Thousands See Cannabis Charges Reduced Thanks to Prop 64
May 23, 2017
Some industry experts estimate that the adult use cannabis industry will generate more than 20,000 new businesses with over 6 billion in revenue by 2020, and that’s just in California. Considering there are currently expected to be 19 different types of license types, alongside an ancillary market consisting of offerings like packaging, compliance, or managed services, California will create another level of economic growth for the state and the industry. With the vast opportunity the new laws present, it would be a shame for so many cannabis enthusiasts to be precluded from participation due to minor drug offenses related to cannabis, a product that they’re now growing and selling legally. Luckily, they won’t be.
When California passed Proposition 64 last November, they not only legalized cannabis for adult use, but also gave thousands of people the chance at a better life.
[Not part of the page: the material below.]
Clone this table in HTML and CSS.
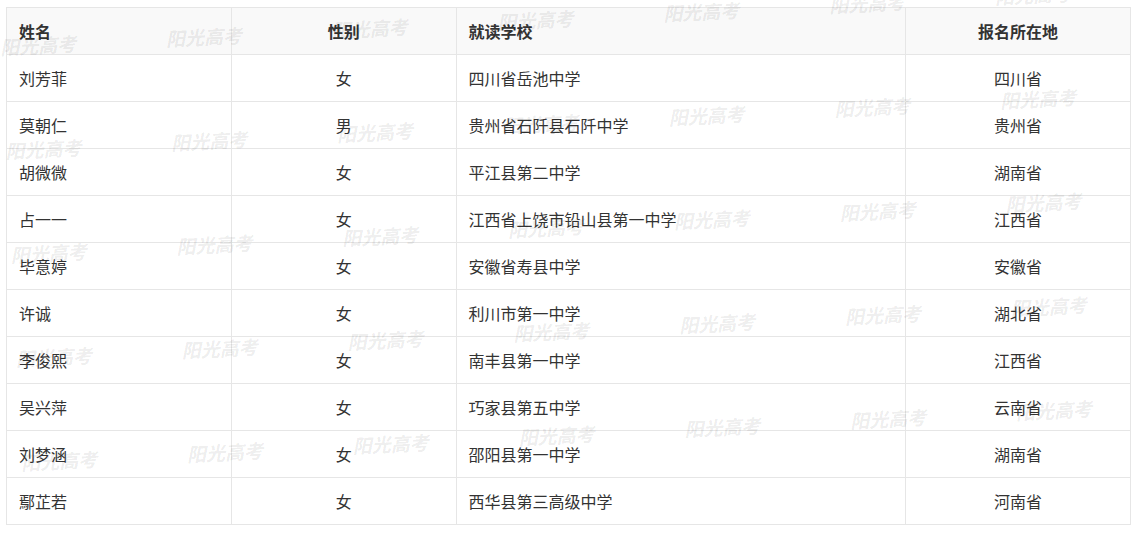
FILE: index.html
```html
<!DOCTYPE html>
<html lang="zh-CN">
<head>
<meta charset="utf-8">
<title>名单</title>
<link rel="stylesheet" href="styles.css">
</head>
<body>
<div class="page">
  <table class="list">
    <colgroup>
      <col class="c-name"><col class="c-sex"><col class="c-school"><col class="c-place">
    </colgroup>
    <thead>
      <tr><th class="left">姓名</th><th>性别</th><th class="left">就读学校</th><th>报名所在地</th></tr>
    </thead>
    <tbody>
      <tr><td>刘芳菲</td><td class="center">女</td><td>四川省岳池中学</td><td class="center">四川省</td></tr>
      <tr><td>莫朝仁</td><td class="center">男</td><td>贵州省石阡县石阡中学</td><td class="center">贵州省</td></tr>
      <tr><td>胡微微</td><td class="center">女</td><td>平江县第二中学</td><td class="center">湖南省</td></tr>
      <tr><td>占一一</td><td class="center">女</td><td>江西省上饶市铅山县第一中学</td><td class="center">江西省</td></tr>
      <tr><td>毕意婷</td><td class="center">女</td><td>安徽省寿县中学</td><td class="center">安徽省</td></tr>
      <tr><td>许诚</td><td class="center">女</td><td>利川市第一中学</td><td class="center">湖北省</td></tr>
      <tr><td>李俊熙</td><td class="center">女</td><td>南丰县第一中学</td><td class="center">江西省</td></tr>
      <tr><td>吴兴萍</td><td class="center">女</td><td>巧家县第五中学</td><td class="center">云南省</td></tr>
      <tr><td>刘梦涵</td><td class="center">女</td><td>邵阳县第一中学</td><td class="center">湖南省</td></tr>
      <tr><td>鄢芷若</td><td class="center">女</td><td>西华县第三高级中学</td><td class="center">河南省</td></tr>
    </tbody>
  </table>
  <div class="watermarks" aria-hidden="true">
    <span>阳光高考</span><span>阳光高考</span><span>阳光高考</span><span>阳光高考</span><span>阳光高考</span><span>阳光高考</span><span>阳光高考</span>
    <span>阳光高考</span><span>阳光高考</span><span>阳光高考</span><span>阳光高考</span><span>阳光高考</span><span>阳光高考</span><span>阳光高考</span>
    <span>阳光高考</span><span>阳光高考</span><span>阳光高考</span><span>阳光高考</span><span>阳光高考</span><span>阳光高考</span><span>阳光高考</span>
    <span>阳光高考</span><span>阳光高考</span><span>阳光高考</span><span>阳光高考</span><span>阳光高考</span><span>阳光高考</span><span>阳光高考</span>
    <span>阳光高考</span><span>阳光高考</span><span>阳光高考</span><span>阳光高考</span><span>阳光高考</span><span>阳光高考</span><span>阳光高考</span>
  </div>
</div>
</body>
</html>
```

FILE: styles.css
```css
html, body {
  margin: 0;
  padding: 0;
  background: #fff;
  overflow: hidden;
}

.page {
  position: relative;
  width: 1138px;
  height: 535px;
  padding: 7px 0 0 6px;
  box-sizing: border-box;
  font-family: "Noto Sans CJK SC", "Liberation Sans", sans-serif;
  color: #333;
}

.list {
  width: 1125px;
  border-collapse: collapse;
  table-layout: fixed;
  border: 1px solid #e6e6e6;
  font-size: 16px;
  line-height: 20px;
}

.c-name, .c-sex, .c-place { width: 20%; }
.c-school { width: 40%; }

.list th,
.list td {
  height: 47px;
  padding: 0 12px;
  border: 1px solid #e6e6e6;
  text-align: left;
  vertical-align: middle;
  white-space: nowrap;
  box-sizing: border-box;
}

.list th {
  background: #f9f9f9;
  font-weight: 700;
  text-align: center;
  color: #333;
}

.list th.left { text-align: left; }
.list td.center { text-align: center; }

.watermarks {
  position: absolute;
  left: -45px;
  top: -8px;
  display: grid;
  grid-template-columns: repeat(7, 166px);
  grid-auto-rows: 104px;
  transform-origin: 83px 52px;
  transform: rotate(-2.9deg);
  pointer-events: none;
}

.watermarks span {
  display: flex;
  align-items: center;
  justify-content: center;
  font-family: "Noto Sans CJK SC", sans-serif;
  font-size: 19px;
  font-weight: 700;
  font-style: italic;
  color: rgba(0, 0, 0, 0.085);
  white-space: nowrap;
}
```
Through a lesser known provision under Prop 64, individuals with cannabis convictions can petition the court to have the charges reduced or, in some cases, completely wiped clean. This allows people access to a greater pool of potential jobs while addressing a key requirement in the business licensing process.
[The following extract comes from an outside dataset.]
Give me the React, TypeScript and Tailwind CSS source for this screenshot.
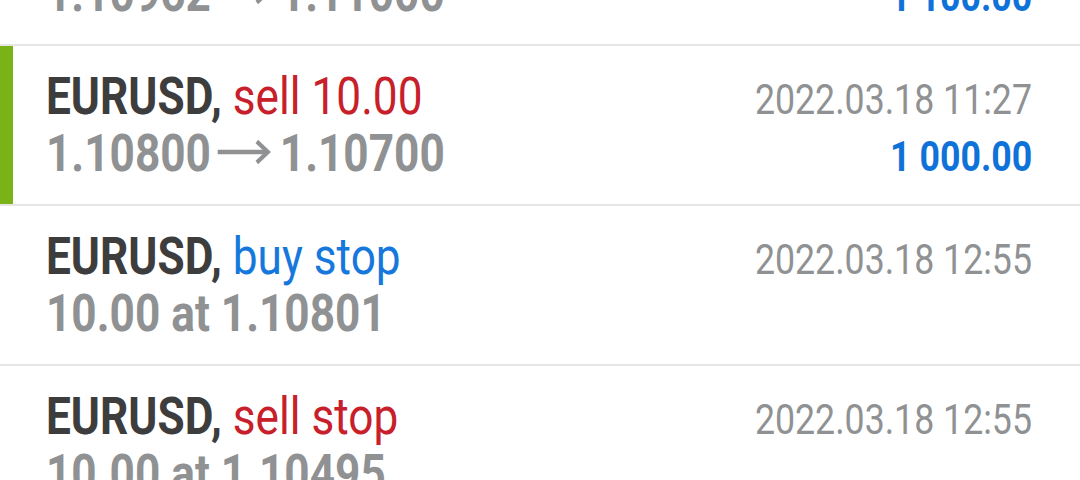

The Prop 64 provision means that many of the people applying for a cannabis license won’t find their application rejected due to a past, minor, cannabis infraction. That’s not to say that the odds of receiving a license will increase, but they surely won’t be negatively impacted as the reduced convictions should satisfy the background check requirements. Under Proposition 64, the following felonies could be reduced to misdemeanors:
- Possession over 1 ounce of cannabis or 4 grams of concentrate
- Cultivation more than 6 cannabis plants
- Possession of cannabis for sale
- Transportation of cannabis over 28.5 grams
Individuals who were convicted of transporting less than 28.5 grams of cannabis can petition to have their charges reduced from a felony to an infraction. Anyone who was charged with growing less than six plants or possession under 1 ounce can have the offense completely expunged from their record.
So far, over 2500 Californians have initiated the process to reduce their charges, and thousands more are likely to do the same as word of the program spreads. The question is, will other states follow suit and restore the lives of so many wrongly harmed?